Бог с ними, со всеми; мне нужен мой муж, пока его охлаждение еще не заморозило меня, мне нужна справедливость и чистота совести, а не людской суд»[19].
«Проводили Татьяну Львовну домой. Все ее очень жалели и любили, и всем как-то жутко стало оставаться опять одним, без такой хорошей поддержки, как Татьяна Львовна.
Когда мы с Сашей утром вышли пить кофе, то были очень обрадованы, увидев Елизавету Валерьяновну Оболенскую (племянница Толстого, дочь его сестры Марии Николаевны Толстой. — В. Р.) и Веру Сергеевну Толстую (племянница Толстого, дочь его брата Сергея Николаевича Толстого; была близка Толстому по взглядам. — В. Р.), которые только что приехали.
— Слава Богу, что вы приехали! — вырвалось у нас обеих.
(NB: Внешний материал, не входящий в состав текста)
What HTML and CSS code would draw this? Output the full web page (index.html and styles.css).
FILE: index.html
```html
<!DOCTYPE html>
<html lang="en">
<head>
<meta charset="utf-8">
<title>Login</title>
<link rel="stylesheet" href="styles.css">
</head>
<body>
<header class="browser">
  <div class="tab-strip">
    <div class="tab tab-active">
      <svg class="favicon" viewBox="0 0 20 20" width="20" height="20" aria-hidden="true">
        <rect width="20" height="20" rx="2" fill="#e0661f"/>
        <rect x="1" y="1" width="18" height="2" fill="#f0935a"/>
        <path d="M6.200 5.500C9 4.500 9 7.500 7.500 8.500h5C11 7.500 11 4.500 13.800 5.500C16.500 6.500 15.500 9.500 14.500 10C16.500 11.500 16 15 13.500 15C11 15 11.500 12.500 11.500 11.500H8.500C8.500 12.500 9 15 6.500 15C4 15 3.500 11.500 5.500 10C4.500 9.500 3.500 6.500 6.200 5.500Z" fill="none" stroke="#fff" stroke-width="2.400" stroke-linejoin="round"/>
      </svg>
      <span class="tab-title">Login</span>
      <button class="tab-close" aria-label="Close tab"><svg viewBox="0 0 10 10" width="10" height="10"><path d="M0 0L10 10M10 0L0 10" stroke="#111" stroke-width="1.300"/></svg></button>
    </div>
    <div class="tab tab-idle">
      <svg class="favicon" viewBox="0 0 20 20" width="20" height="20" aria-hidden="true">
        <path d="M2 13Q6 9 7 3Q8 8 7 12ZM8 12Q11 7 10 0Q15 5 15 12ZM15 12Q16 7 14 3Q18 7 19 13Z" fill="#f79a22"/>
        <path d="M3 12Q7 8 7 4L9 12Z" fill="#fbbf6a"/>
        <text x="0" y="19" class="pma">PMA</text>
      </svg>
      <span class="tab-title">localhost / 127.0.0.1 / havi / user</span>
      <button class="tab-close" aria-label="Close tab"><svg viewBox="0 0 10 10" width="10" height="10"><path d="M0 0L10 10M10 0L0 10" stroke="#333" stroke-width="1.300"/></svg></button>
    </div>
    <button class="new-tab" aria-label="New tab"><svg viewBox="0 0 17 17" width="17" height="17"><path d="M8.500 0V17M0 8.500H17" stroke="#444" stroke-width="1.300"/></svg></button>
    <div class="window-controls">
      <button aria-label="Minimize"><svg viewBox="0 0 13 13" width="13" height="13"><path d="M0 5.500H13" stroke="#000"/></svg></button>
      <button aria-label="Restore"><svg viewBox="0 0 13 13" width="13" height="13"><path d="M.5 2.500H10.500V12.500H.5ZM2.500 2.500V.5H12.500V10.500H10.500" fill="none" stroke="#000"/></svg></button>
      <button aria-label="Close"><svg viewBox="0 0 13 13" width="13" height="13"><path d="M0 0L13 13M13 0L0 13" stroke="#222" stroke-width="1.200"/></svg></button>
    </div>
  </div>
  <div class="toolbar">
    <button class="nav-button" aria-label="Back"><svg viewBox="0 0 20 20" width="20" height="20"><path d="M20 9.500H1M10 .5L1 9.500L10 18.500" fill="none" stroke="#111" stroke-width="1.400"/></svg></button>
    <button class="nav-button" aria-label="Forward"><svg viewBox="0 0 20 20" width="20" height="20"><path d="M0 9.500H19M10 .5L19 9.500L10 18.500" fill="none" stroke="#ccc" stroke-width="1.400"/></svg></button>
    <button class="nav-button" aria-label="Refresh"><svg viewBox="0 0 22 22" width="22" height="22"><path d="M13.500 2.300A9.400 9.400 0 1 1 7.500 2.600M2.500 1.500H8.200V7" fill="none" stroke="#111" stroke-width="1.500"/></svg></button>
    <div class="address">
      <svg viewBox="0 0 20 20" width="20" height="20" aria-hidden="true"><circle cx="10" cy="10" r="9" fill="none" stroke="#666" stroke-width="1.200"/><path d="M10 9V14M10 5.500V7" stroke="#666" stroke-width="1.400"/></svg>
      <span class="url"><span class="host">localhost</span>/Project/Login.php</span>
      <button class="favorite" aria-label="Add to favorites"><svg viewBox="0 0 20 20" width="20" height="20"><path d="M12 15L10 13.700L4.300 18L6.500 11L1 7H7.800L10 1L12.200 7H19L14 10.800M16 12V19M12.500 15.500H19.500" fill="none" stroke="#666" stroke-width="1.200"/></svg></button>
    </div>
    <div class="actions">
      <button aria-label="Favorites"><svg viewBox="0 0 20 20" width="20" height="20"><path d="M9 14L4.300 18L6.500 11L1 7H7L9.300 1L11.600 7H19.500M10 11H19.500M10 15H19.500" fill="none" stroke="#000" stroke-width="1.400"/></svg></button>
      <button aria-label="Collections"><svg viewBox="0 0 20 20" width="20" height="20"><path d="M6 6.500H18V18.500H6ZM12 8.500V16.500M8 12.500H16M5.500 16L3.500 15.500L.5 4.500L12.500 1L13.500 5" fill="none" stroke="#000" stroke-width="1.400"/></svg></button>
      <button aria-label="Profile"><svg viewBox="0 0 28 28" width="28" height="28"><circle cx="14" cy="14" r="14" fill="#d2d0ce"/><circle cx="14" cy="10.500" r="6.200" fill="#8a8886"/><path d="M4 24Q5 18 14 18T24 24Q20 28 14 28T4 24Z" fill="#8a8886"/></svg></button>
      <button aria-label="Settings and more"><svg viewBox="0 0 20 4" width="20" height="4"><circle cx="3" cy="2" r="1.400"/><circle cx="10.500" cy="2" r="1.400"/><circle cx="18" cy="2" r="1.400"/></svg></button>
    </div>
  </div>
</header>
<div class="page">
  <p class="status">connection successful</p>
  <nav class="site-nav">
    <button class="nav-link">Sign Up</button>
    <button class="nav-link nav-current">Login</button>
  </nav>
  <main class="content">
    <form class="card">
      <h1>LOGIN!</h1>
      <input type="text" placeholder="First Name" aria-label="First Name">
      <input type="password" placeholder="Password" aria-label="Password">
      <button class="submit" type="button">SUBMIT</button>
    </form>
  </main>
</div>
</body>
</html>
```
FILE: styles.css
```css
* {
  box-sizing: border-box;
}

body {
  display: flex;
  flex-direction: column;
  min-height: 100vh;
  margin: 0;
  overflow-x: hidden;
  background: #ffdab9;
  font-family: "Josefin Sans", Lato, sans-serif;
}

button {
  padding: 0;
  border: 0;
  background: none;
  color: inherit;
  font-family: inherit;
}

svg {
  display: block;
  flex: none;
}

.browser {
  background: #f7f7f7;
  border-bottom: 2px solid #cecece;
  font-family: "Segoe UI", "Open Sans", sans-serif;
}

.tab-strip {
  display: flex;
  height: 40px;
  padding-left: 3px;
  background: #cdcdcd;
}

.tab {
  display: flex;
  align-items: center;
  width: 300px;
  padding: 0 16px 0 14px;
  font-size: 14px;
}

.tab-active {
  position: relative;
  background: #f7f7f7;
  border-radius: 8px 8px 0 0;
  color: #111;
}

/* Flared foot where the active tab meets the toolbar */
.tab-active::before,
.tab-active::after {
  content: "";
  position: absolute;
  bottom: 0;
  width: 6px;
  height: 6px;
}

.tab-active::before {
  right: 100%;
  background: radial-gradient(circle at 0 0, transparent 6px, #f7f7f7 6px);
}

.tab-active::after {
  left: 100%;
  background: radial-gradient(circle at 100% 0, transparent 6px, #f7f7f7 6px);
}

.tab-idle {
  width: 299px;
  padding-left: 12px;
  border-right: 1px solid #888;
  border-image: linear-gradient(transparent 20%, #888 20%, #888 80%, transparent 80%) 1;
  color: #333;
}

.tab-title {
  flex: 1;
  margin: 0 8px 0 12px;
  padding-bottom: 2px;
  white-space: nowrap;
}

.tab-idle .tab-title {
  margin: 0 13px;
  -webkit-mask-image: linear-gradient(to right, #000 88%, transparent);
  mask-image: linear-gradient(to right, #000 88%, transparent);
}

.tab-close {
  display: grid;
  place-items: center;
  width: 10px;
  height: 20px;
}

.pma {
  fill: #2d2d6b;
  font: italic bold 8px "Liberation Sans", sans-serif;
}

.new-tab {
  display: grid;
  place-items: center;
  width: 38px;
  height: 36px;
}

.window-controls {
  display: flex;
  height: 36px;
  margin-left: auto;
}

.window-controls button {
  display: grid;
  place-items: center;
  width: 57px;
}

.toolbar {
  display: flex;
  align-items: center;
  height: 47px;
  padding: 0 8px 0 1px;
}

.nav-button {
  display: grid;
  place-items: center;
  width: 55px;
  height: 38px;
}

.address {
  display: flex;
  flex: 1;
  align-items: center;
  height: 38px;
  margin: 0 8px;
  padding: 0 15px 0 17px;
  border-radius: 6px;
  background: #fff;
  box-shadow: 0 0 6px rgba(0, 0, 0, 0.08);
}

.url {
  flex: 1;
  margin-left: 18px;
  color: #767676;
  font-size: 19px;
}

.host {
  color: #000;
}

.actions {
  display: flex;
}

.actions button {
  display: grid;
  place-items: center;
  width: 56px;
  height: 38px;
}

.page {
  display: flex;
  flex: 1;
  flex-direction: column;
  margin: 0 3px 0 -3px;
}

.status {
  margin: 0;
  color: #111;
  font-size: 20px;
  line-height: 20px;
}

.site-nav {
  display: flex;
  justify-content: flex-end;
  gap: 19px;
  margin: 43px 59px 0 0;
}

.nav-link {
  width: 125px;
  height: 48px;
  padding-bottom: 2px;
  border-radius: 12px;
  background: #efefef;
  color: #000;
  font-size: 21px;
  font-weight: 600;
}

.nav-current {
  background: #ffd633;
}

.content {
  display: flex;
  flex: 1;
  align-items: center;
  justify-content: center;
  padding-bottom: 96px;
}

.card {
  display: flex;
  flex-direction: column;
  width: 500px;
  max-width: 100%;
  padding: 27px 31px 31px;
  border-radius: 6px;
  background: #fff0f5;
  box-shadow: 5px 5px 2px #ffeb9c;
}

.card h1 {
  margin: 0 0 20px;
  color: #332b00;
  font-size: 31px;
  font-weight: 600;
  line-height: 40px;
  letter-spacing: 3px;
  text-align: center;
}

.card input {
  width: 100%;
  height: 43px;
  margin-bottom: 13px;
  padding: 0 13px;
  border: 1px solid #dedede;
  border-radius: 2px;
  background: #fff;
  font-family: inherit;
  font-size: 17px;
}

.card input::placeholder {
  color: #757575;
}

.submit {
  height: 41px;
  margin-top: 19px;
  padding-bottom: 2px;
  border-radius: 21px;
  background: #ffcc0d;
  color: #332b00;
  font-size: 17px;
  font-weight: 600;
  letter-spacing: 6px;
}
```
Оказывается, Елизавета Валерьяновна видела Михаила Сергеевича Сухотина (муж дочери Толстого Татьяны Львовны. — В. Р.), который многое ей рассказал о Софье Андреевне, и это побудило ее погостить у нас, чтобы хоть сколько-нибудь отвлечь внимание Софьи Андреевны ото Льва Николаевича и тем дать ему какую-нибудь возможность отдохнуть от нее. Начались рассказы, обсуждения, советы, но никто не мог придумать облегчения Льву Николаевичу, потому что власть Софьи Андреевны распространялась так далеко, что при каждом, нам кажущемся, выходе из этого тяжелого положения мы натыкались на препятствия с ее стороны, Софьи Андреевны. Единственно, что хотел Лев Николаевич и все его поддержали в этом — это позвать специалиста по нервным болезням, чтобы объяснить нам, с кем мы имеем дело? Если она душевнобольная, то ей многое можно простить, но если это только жестокость и желание добиться своих целей — это непростительно.